I didn't do that. And in third place, I don't even have a wife. I'm single. So you see, just one little word. Somebody got an idea, maybe a mistaken identity, and they attached it to someone else, some little juicy bit of gossip, and it nearly ruined the man's ministry.

So, you know, we don't have perfect information. And even if we do, then we need to decide at that point whether it even needs to be said. Does it need to be said?

Will it hurt somebody? And if it will, then we shouldn't say it. God, on the other hand, knows all the facts.

God possesses all the facts necessary to make correct judgments. And so we leave all that to Him. He's the only judge. The second reason why we cannot pass judgment on anyone is because we lack personal integrity.

Now, I hope that we're people of integrity. I hope you are a man, a woman of integrity. But even the most honorable of us, we lack perfect personal integrity, every single one of us.

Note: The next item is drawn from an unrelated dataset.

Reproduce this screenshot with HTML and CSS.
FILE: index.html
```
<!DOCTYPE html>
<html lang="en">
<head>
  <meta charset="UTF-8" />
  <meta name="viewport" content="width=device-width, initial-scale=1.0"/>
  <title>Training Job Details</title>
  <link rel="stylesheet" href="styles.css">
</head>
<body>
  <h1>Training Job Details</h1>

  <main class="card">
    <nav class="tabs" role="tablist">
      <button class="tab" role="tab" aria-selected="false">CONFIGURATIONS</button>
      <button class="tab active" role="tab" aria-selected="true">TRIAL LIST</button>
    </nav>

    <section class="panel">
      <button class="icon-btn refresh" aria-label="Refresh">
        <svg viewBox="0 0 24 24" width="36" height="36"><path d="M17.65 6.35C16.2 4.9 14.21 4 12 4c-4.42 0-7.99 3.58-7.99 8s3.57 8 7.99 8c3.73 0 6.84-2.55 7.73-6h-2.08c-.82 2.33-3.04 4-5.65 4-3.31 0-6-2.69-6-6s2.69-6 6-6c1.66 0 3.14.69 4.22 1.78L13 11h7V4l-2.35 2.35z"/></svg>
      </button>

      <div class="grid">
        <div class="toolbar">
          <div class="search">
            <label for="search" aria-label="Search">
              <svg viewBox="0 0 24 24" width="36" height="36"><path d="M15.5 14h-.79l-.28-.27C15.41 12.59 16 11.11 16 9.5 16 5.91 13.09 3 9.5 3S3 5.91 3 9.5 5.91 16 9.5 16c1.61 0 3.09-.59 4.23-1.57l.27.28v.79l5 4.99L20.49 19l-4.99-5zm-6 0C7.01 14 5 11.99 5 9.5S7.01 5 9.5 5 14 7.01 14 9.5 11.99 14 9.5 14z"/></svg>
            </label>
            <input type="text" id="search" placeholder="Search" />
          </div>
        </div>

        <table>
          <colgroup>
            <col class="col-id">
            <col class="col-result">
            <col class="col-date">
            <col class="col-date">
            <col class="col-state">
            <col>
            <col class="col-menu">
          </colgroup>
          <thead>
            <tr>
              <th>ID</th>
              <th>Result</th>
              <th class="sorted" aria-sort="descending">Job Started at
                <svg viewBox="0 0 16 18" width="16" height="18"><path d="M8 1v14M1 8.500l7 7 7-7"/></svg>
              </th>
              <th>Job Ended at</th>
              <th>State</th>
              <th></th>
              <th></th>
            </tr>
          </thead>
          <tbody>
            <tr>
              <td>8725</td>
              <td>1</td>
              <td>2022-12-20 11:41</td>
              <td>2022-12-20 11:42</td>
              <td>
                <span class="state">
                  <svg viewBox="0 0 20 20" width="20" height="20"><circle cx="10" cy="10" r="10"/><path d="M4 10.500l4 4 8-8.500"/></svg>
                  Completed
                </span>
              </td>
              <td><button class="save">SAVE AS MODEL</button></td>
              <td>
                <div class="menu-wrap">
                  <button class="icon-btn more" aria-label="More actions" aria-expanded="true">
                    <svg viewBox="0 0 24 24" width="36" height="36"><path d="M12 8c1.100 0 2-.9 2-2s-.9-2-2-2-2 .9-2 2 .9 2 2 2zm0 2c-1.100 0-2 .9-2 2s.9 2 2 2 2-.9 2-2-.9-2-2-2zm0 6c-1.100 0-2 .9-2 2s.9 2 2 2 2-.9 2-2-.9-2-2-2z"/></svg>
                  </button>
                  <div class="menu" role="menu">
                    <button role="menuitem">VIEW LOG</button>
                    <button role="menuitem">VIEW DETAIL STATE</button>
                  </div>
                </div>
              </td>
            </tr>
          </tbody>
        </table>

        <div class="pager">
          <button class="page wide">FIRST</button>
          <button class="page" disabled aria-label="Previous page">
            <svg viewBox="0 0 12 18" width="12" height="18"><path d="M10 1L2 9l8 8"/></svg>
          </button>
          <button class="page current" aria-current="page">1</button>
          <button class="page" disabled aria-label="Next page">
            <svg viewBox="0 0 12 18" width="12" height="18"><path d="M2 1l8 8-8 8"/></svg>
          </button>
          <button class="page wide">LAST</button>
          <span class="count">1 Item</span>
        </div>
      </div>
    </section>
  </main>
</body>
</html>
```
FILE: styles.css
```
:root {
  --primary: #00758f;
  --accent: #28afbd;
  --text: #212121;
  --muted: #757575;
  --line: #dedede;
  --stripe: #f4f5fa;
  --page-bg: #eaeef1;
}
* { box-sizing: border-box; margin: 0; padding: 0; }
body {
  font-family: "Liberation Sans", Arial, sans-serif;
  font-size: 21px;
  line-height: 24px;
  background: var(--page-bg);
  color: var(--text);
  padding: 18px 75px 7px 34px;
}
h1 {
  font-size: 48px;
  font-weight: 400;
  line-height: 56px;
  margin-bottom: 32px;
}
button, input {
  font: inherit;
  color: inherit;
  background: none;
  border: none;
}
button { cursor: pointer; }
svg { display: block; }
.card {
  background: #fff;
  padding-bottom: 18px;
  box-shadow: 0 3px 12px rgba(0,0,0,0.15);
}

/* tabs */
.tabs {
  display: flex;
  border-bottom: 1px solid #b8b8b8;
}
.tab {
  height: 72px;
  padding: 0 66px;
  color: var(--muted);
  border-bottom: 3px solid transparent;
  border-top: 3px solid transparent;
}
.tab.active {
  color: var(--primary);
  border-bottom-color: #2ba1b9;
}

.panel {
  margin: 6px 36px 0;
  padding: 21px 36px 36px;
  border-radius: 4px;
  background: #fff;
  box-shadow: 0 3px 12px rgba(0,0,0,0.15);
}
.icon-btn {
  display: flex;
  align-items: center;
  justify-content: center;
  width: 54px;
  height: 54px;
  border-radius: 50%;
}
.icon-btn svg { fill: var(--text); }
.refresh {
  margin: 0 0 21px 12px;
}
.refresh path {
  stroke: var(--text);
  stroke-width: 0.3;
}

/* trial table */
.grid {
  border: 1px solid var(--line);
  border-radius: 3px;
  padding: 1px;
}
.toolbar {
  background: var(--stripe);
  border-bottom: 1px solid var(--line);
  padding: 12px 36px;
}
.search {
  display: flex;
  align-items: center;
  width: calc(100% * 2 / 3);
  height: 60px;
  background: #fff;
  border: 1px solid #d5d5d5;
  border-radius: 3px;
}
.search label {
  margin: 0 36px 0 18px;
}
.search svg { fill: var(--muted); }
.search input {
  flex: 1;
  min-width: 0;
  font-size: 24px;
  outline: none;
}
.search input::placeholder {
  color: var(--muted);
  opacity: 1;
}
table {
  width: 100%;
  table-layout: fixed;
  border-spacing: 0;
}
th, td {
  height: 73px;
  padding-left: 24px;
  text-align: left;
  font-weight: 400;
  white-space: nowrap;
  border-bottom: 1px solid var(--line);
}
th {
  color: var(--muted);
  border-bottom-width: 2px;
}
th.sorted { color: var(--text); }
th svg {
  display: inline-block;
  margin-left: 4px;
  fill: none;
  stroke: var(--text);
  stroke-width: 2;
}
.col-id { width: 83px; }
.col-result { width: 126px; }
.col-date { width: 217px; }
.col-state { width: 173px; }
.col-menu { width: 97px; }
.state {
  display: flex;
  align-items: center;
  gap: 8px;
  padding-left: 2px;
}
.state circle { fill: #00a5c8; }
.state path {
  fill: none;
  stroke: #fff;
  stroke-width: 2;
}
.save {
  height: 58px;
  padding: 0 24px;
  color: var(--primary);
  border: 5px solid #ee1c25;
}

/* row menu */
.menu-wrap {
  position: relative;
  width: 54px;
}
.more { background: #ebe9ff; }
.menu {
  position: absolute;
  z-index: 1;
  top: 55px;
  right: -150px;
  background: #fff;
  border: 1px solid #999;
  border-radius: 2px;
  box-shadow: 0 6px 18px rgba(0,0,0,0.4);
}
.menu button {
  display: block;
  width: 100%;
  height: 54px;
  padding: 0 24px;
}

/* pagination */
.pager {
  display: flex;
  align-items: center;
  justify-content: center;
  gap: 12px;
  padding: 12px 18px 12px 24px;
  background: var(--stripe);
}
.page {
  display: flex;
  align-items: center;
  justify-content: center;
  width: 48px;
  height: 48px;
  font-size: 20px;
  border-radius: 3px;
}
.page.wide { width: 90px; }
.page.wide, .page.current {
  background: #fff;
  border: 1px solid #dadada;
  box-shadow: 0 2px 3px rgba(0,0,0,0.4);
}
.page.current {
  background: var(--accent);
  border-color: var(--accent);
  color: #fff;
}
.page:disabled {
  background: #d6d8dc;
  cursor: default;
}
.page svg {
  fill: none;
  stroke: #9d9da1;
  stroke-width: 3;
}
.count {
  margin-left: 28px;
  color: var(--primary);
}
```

We're all guilty ourselves and therefore unqualified to make judgment. That's what Jesus said. Remember, He said, whoever among you has not sinned, cast the first stone.

And we don't judge with our tongue and speak things about people, about their character, about their activities, about the things, not only because we don't know all the facts, but because we're guilty ourselves.

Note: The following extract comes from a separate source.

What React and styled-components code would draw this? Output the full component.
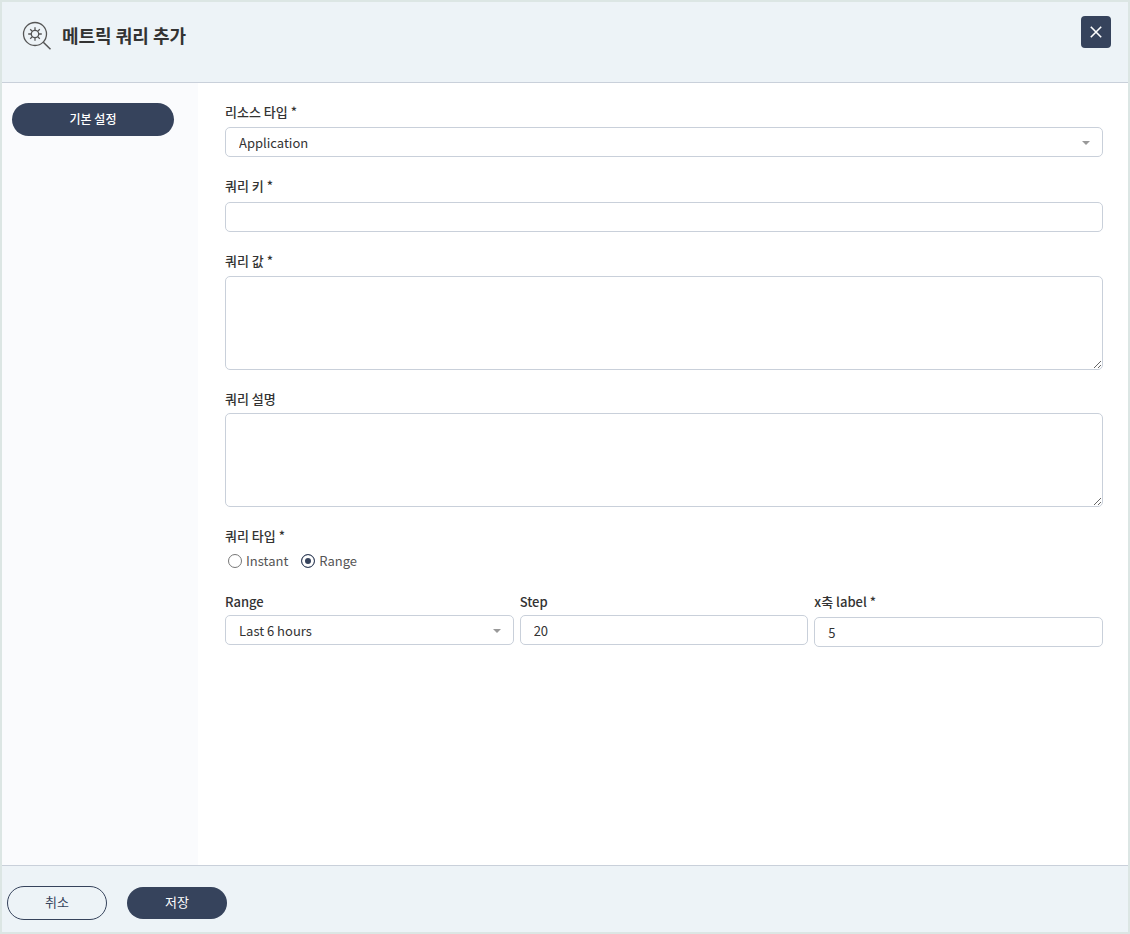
import React, { useState } from 'react'
import styled, { createGlobalStyle, ThemeProvider } from 'styled-components'

const theme = {
	color: {
		navy: '#36435c',
		text: '#333333',
		muted: '#555555',
		line: '#c9d0da',
		frame: '#dce6e4',
		bar: '#edf3f7',
		side: '#fafbfd',
		white: '#ffffff'
	}
}

const App = () => {
	const [queryType, setQueryType] = useState('Range')

	return (
		<ThemeProvider theme={theme}>
			<GlobalStyle />
			<Panel>
				<Header>
					<QueryIcon />
					<Title>메트릭 쿼리 추가</Title>
					<CloseButton type='button' aria-label='닫기'>
						<svg width='12' height='12' viewBox='0 0 12 12' fill='none' stroke='currentColor' strokeWidth='1.6'>
							<path d='M.8.8l10.4 10.4M11.2.8.8 11.2' />
						</svg>
					</CloseButton>
				</Header>
				<Body>
					<Sidebar>
						<TabButton type='button'>기본 설정</TabButton>
					</Sidebar>
					<Form id='query-form'>
						<Field $gap={5}>
							<Label htmlFor='resource'>리소스 타입 *</Label>
							<SelectBox>
								<Select id='resource' defaultValue='Application'>
									<option>Application</option>
								</Select>
								<Caret />
							</SelectBox>
						</Field>
						<Field $gap={6}>
							<Label htmlFor='key'>쿼리 키 *</Label>
							<Input id='key' />
						</Field>
						<Field $gap={5}>
							<Label htmlFor='value'>쿼리 값 *</Label>
							<TextArea id='value' />
						</Field>
						<Field $gap={4}>
							<Label htmlFor='description'>쿼리 설명</Label>
							<TextArea id='description' />
						</Field>
						<Field as='fieldset' $gap={5}>
							<Label as='legend'>쿼리 타입 *</Label>
							<Radios>
								{['Instant', 'Range'].map(type => (
									<RadioLabel key={type}>
										<Radio
											name='type'
											value={type}
											checked={queryType === type}
											onChange={() => setQueryType(type)}
										/>
										{type}
									</RadioLabel>
								))}
							</Radios>
						</Field>
						<Columns>
							<Field $gap={3}>
								<Label htmlFor='range'>Range</Label>
								<SelectBox>
									<Select id='range' defaultValue='Last 6 hours'>
										<option>Last 6 hours</option>
									</Select>
									<Caret />
								</SelectBox>
							</Field>
							<Field $gap={3}>
								<Label htmlFor='step'>Step</Label>
								<Input id='step' defaultValue='20' />
							</Field>
							<Field $gap={5}>
								<Label htmlFor='label'>x축 label *</Label>
								<Input id='label' defaultValue='5' />
							</Field>
						</Columns>
					</Form>
				</Body>
				<Footer>
					<CancelButton type='button'>취소</CancelButton>
					<SaveButton type='button'>저장</SaveButton>
				</Footer>
			</Panel>
		</ThemeProvider>
	)
}

const QueryIcon = () => (
	<svg width='30' height='30' viewBox='0 0 30 30' fill='none' stroke='#555555' strokeWidth='1.3'>
		<circle cx='13' cy='13' r='11.5' />
		<path d='M21.3 21.3l7.2 7' strokeWidth='1.5' />
		<circle cx='13' cy='13' r='3.7' />
		<path d='M13 6.2v3.1M13 16.7v3.1M6.2 13h3.1M16.7 13h3.1M8.2 8.2l2.2 2.2M15.6 15.6l2.2 2.2M17.8 8.2l-2.2 2.2M10.4 15.6l-2.2 2.2' />
	</svg>
)

const Caret = () => (
	<CaretIcon width='8' height='4' viewBox='0 0 8 4' aria-hidden='true'>
		<path d='M0 0h8L4 4z' fill='#999999' />
	</CaretIcon>
)

export default App

const GlobalStyle = createGlobalStyle`
	* {
		box-sizing: border-box;
	}

	body {
		color: ${props => props.theme.color.text};
		font-family: 'Noto Sans CJK KR', 'Noto Sans', sans-serif;
		font-size: 13px;
		margin: 0;
	}

	button, input, select, textarea {
		font-family: inherit;
	}
`

const Panel = styled.div`
	background: ${props => props.theme.color.white};
	border: 2px solid ${props => props.theme.color.frame};
	display: flex;
	flex-direction: column;
	min-height: 100vh;
`

const Header = styled.header`
	align-items: flex-start;
	background: ${props => props.theme.color.bar};
	border-bottom: 1px solid ${props => props.theme.color.line};
	display: flex;
	gap: 10px;
	padding: 14px 17px 31px 20px;

	> svg {
		margin-top: 5px;
	}
`

const Title = styled.h1`
	flex: 1;
	font-size: 18px;
	font-weight: 700;
	line-height: 26px;
	margin: 6px 0 0;
`

const CloseButton = styled.button`
	align-items: center;
	background: ${props => props.theme.color.navy};
	border: none;
	border-radius: 4px;
	color: ${props => props.theme.color.white};
	cursor: pointer;
	display: flex;
	height: 32px;
	justify-content: center;
	padding: 0;
	width: 30px;
`

const Body = styled.div`
	display: flex;
	flex: 1;
`

const Sidebar = styled.nav`
	background: ${props => props.theme.color.side};
	flex: none;
	padding: 20px 24px 20px 10px;
	width: 196px;
`

const PillButton = styled.button`
	background: ${props => props.theme.color.navy};
	border: none;
	border-radius: 17px;
	color: ${props => props.theme.color.white};
	cursor: pointer;
	padding: 0 0 3px;
`

const TabButton = styled(PillButton)`
	font-size: 12px;
	font-weight: 500;
	height: 33px;
	width: 100%;
`

const Form = styled.form`
	display: flex;
	flex: 1;
	flex-direction: column;
	gap: 19px;
	min-width: 0;
	padding: 19px 25px 20px 27px;
`

const Field = styled.div`
	border: none;
	display: flex;
	flex-direction: column;
	margin: 0;
	min-width: 0;
	padding: 0;

	> :first-child {
		margin-bottom: ${props => props.$gap}px;
	}
`

const Label = styled.label`
	font-size: 13px;
	font-weight: 500;
	line-height: 20px;
	padding: 0;
`

const Input = styled.input`
	background: ${props => props.theme.color.white};
	border: 1px solid ${props => props.theme.color.line};
	border-radius: 5px;
	color: ${props => props.theme.color.text};
	font-size: 13px;
	height: 30px;
	padding: 0 13px;
	width: 100%;
`

const TextArea = styled(Input).attrs({ as: 'textarea' })`
	display: block;
	height: 94px;
	padding: 6px 13px;
	resize: vertical;
`

const SelectBox = styled.div`
	position: relative;
`

const Select = styled(Input).attrs({ as: 'select' })`
	appearance: none;
	display: block;
`

const CaretIcon = styled.svg`
	pointer-events: none;
	position: absolute;
	right: 13px;
	top: 14px;
`

const Radios = styled.div`
	display: flex;
	gap: 13px;
	padding: 0 0 2px 3px;
`

const RadioLabel = styled.label`
	align-items: center;
	color: ${props => props.theme.color.muted};
	display: flex;
	gap: 4px;
	line-height: 20px;
`

const Radio = styled.input.attrs({ type: 'radio' })`
	appearance: none;
	border: 1px solid #777777;
	border-radius: 50%;
	height: 14px;
	margin: 0;
	width: 14px;

	&:checked {
		background: ${props => props.theme.color.navy};
		border-color: ${props => props.theme.color.navy};
		box-shadow: inset 0 0 0 3px ${props => props.theme.color.white};
	}
`

const Columns = styled.div`
	display: grid;
	gap: 6px;
	grid-template-columns: repeat(3, 1fr);
`

const Footer = styled.footer`
	align-items: center;
	background: ${props => props.theme.color.bar};
	border-top: 1px solid ${props => props.theme.color.line};
	display: flex;
	gap: 20px;
	padding: 20px 5px 12px;
`

const SaveButton = styled(PillButton)`
	font-size: 13px;
	height: 32px;
	width: 100px;
`

const CancelButton = styled(SaveButton)`
	background: transparent;
	border: 1px solid ${props => props.theme.color.navy};
	color: ${props => props.theme.color.navy};
	height: 34px;
`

And we lack personal integrity. Romans 2, 1 to 3, therefore you are inexcusable, O man, whoever you are, who judge, for in whatever you judge another, you condemn yourself.

for you who judge practice the same things. But we know that the judgment of God is according to truth against those who practice such things. And do you think this, O man, that you who judge those practicing such things and doing the same, that you will escape the judgment of God?

See, it's a dicey and very dangerous position we put ourselves in when we begin to use the tongue to criticize, judge, demean, degrade, defame, slander, anyone, because we are placing ourselves under judgment as well.